What this decision means for employers

This is the first piece of guidance on how a Tribunal should approach the situation in which a service, once provided by a single contractor, is later to be provided by two or more contractors. It is clear from this case that the contractors cannot be jointly liable for any particular employee. The question, therefore, is which of those two contractors, if any, should take responsibility for any employee who had been engaged in performing the service previously and on what basis?

In this particular case, the EAT considered which of the contractors had adopted the majority of the activities performed by the previous contractor in order to determine who took on responsibility for the transferred employees. This, it seems, was done in part for economic and practical reasons as requested by counsel for each of the parties, rather than having another Tribunal reconsider the facts and come to a decision. 
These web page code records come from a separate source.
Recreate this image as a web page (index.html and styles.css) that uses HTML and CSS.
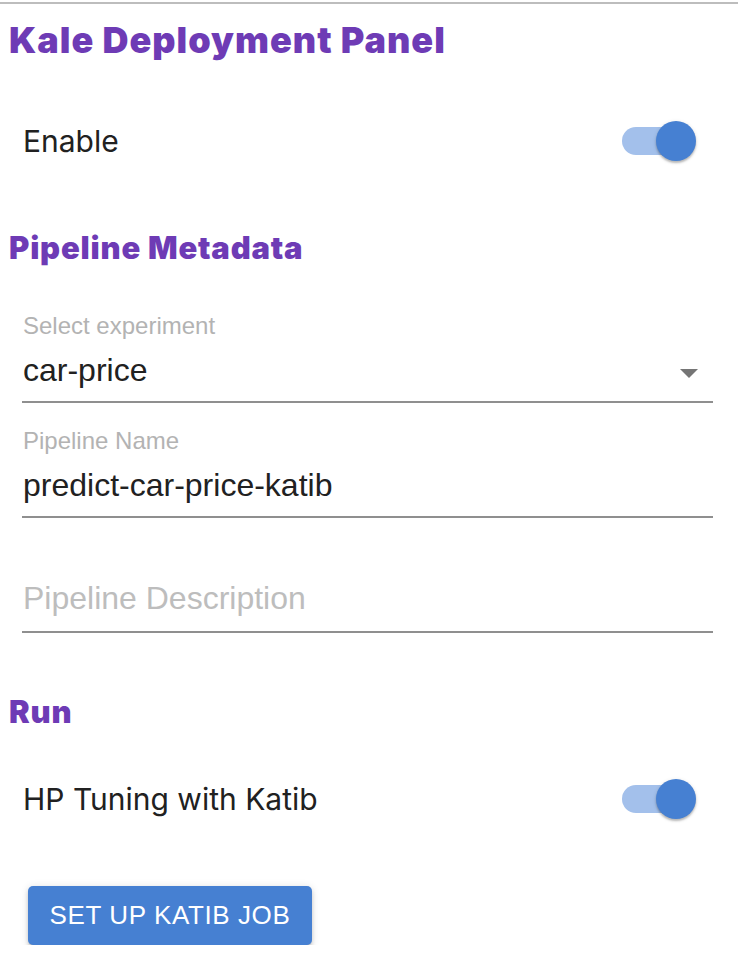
FILE: index.html
```html
<!DOCTYPE html>
<html>
<head>
<meta charset="utf-8">
<link rel="stylesheet" href="styles.css">
</head>
<body>
<div class="panel">
  <h1 class="title">Kale Deployment Panel</h1>
  <div class="toggle-row">
    <span class="toggle-label">Enable</span>
    <span class="switch"><span class="track"></span><span class="thumb"></span></span>
  </div>
  <h2 class="section section-meta">Pipeline Metadata</h2>
  <div class="field">
    <div class="field-label">Select experiment</div>
    <div class="field-value select">
      <span>car-price</span>
      <svg class="caret" width="18" height="9" viewBox="0 0 18 9"><path d="M0 0 L18 0 L9 9 Z" fill="#757575"/></svg>
    </div>
  </div>
  <div class="field">
    <div class="field-label">Pipeline Name</div>
    <div class="field-value"><span>predict-car-price-katib</span></div>
  </div>
  <div class="field">
    <div class="field-label"></div>
    <div class="field-value field-value-desc"><span class="placeholder">Pipeline Description</span></div>
  </div>
  <h2 class="section section-run">Run</h2>
  <div class="toggle-row toggle-row-katib">
    <span class="toggle-label">HP Tuning with Katib</span>
    <span class="switch"><span class="track"></span><span class="thumb"></span></span>
  </div>
  <button class="btn">SET UP KATIB JOB</button>
</div>
</body>
</html>
```
FILE: styles.css
```css
html, body {
  margin: 0;
  padding: 0;
  background: #ffffff;
}
.panel {
  margin-top: 2px;
  border-top: 2px solid #bdbdbd;
  display: flex;
  flex-direction: column;
}
.title {
  margin: 0;
  padding-left: 9px;
  height: 72px;
  line-height: 72px;
  font-family: Inter, sans-serif;
  font-weight: 900;
  font-size: 36px;
  letter-spacing: 1px;
  color: #6e3bb5;
}
.toggle-row {
  display: flex;
  align-items: center;
  justify-content: space-between;
  height: 60px;
  margin-top: 35px;
  padding-left: 23px;
  padding-right: 42px;
}
.toggle-label {
  font-family: Inter, sans-serif;
  font-size: 30px;
  color: #212121;
}
.switch {
  position: relative;
  width: 74px;
  height: 40px;
  display: block;
}
.track {
  position: absolute;
  left: 0;
  top: 6px;
  width: 68px;
  height: 28px;
  border-radius: 14px;
  background: #a3c0eb;
}
.thumb {
  position: absolute;
  right: 0;
  top: 0;
  width: 40px;
  height: 40px;
  border-radius: 50%;
  background: #4680d2;
  box-shadow: 0 2px 2px rgba(0,0,0,0.22), 0 1px 4px rgba(0,0,0,0.12);
}
.section {
  margin: 0;
  padding-left: 9px;
  font-family: Inter, sans-serif;
  font-weight: 900;
  font-size: 31px;
  letter-spacing: 0.8px;
  color: #6e3bb5;
  line-height: 44px;
}
.section-meta {
  margin-top: 55px;
  margin-bottom: 41px;
}
.section-run {
  margin-top: 34px;
}
.field {
  margin: 0 25px 23px 22px;
  display: flex;
  flex-direction: column;
  border-bottom: 2px solid #8f8f8f;
}
.field-label {
  height: 30px;
  line-height: 30px;
  padding-left: 1px;
  font-family: "Liberation Sans", Arial, sans-serif;
  font-size: 24px;
  color: #b3b3b3;
}
.field-value {
  margin-top: 7px;
  height: 44px;
  line-height: 44px;
  padding-bottom: 9px;
  padding-left: 1px;
  display: flex;
  align-items: center;
  justify-content: space-between;
  font-family: "Liberation Sans", Arial, sans-serif;
  font-size: 32px;
  color: #212121;
}
.field-value-desc {
  margin-top: 5px;
  padding-bottom: 11px;
}
.caret {
  margin-right: 15px;
  margin-top: 6px;
}
.placeholder {
  color: #bdbdbd;
}
.toggle-row-katib {
  margin-top: 35px;
}
.btn {
  align-self: flex-start;
  margin-left: 28px;
  margin-top: 57px;
  width: 284px;
  height: 59px;
  border: none;
  border-radius: 5px;
  background: #4680d2;
  color: #ffffff;
  font-family: "Liberation Sans", Arial, sans-serif;
  font-size: 26px;
  letter-spacing: 0.6px;
  box-shadow: 0 3px 3px -2px rgba(0,0,0,0.2), 0 3px 4px 0 rgba(0,0,0,0.14), 0 1px 8px 0 rgba(0,0,0,0.12);
  padding: 0;
}
```
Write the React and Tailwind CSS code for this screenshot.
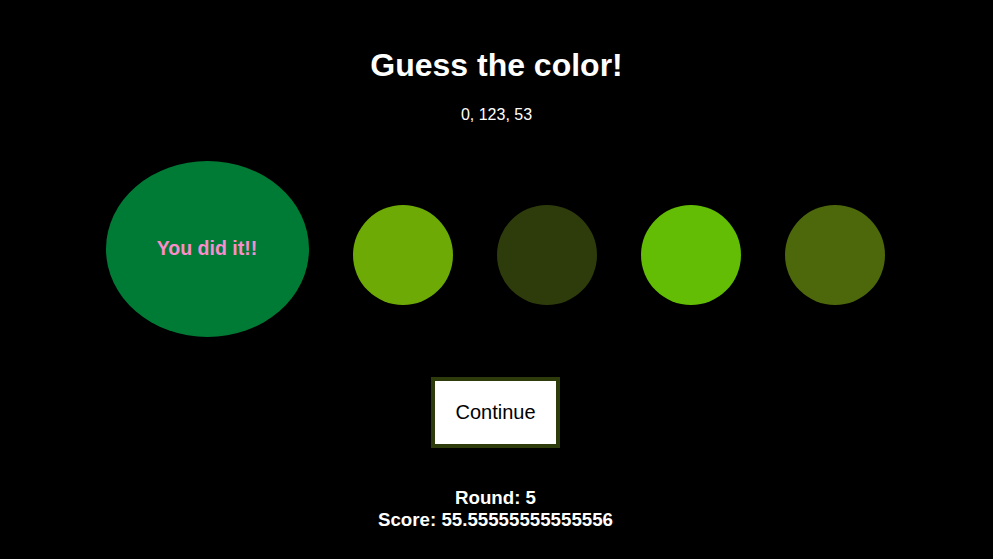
export default function App() {
  const circles = ["#6eaa05", "#2e3c0c", "#62bd04", "#4d680b"];
  return (
    <div
      className="min-h-[559px] bg-black text-white text-center"
      style={{ fontFamily: '"Liberation Sans", Arial, sans-serif' }}
    >
      <h1 className="pt-[47px] text-[32px] leading-[37px] font-bold">Guess the color!</h1>
      <p className="mt-[22px] text-[16px] leading-[18px]">0, 123, 53</p>
      <div className="mt-[37px] flex justify-center items-start gap-[44px] pr-[3px]">
        <div className="w-[203px] h-[176px] rounded-[50%] bg-[#007b35] flex items-center justify-center">
          <span className="text-[19.5px] font-bold text-[#fb8dcb]">You did it!!</span>
        </div>
        {circles.map((c) => (
          <div key={c} className="mt-[44px] w-[100px] h-[100px] rounded-full" style={{ backgroundColor: c }} />
        ))}
      </div>
      <div className="mt-[40px] flex justify-center pr-[2px]">
        <button className="bg-white text-black border-4 border-[#2e3c0c] px-[20.5px] py-[20px] text-[20px] leading-[23px]">
          Continue
        </button>
      </div>
      <div className="mt-[39px] text-[18.72px] leading-[22px] font-bold pr-[2px]">
        <div>Round: 5</div>
        <div>Score: 55.55555555555556</div>
      </div>
    </div>
  );
}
In practice, a Tribunal faced with this sort of case would have to apply the test as laid down in Botzen and Duncan Webb which decided that it is a question of fact as to which employees were “assigned to” the business, or part of business transferred. It will not always necessarily be simply a question of which contractor took on the majority of the activities of the previous contractor, as in this case. Although, in Duncan Webb, no definitive rules were provided, a number of helpful factors were suggested – the amount of time spent on one part of the business or the other; the amount of value given to each part by the employee; the terms of the contract of employment showing what the employee could be required to do and how the costs to the employer of the employee’s services had been allocated between the different parts of the business. There is not an exhaustive list of factors but the focus should be on the link between the employee and the work or activities which are performed and whether the employer is “assigned” to the work transferred.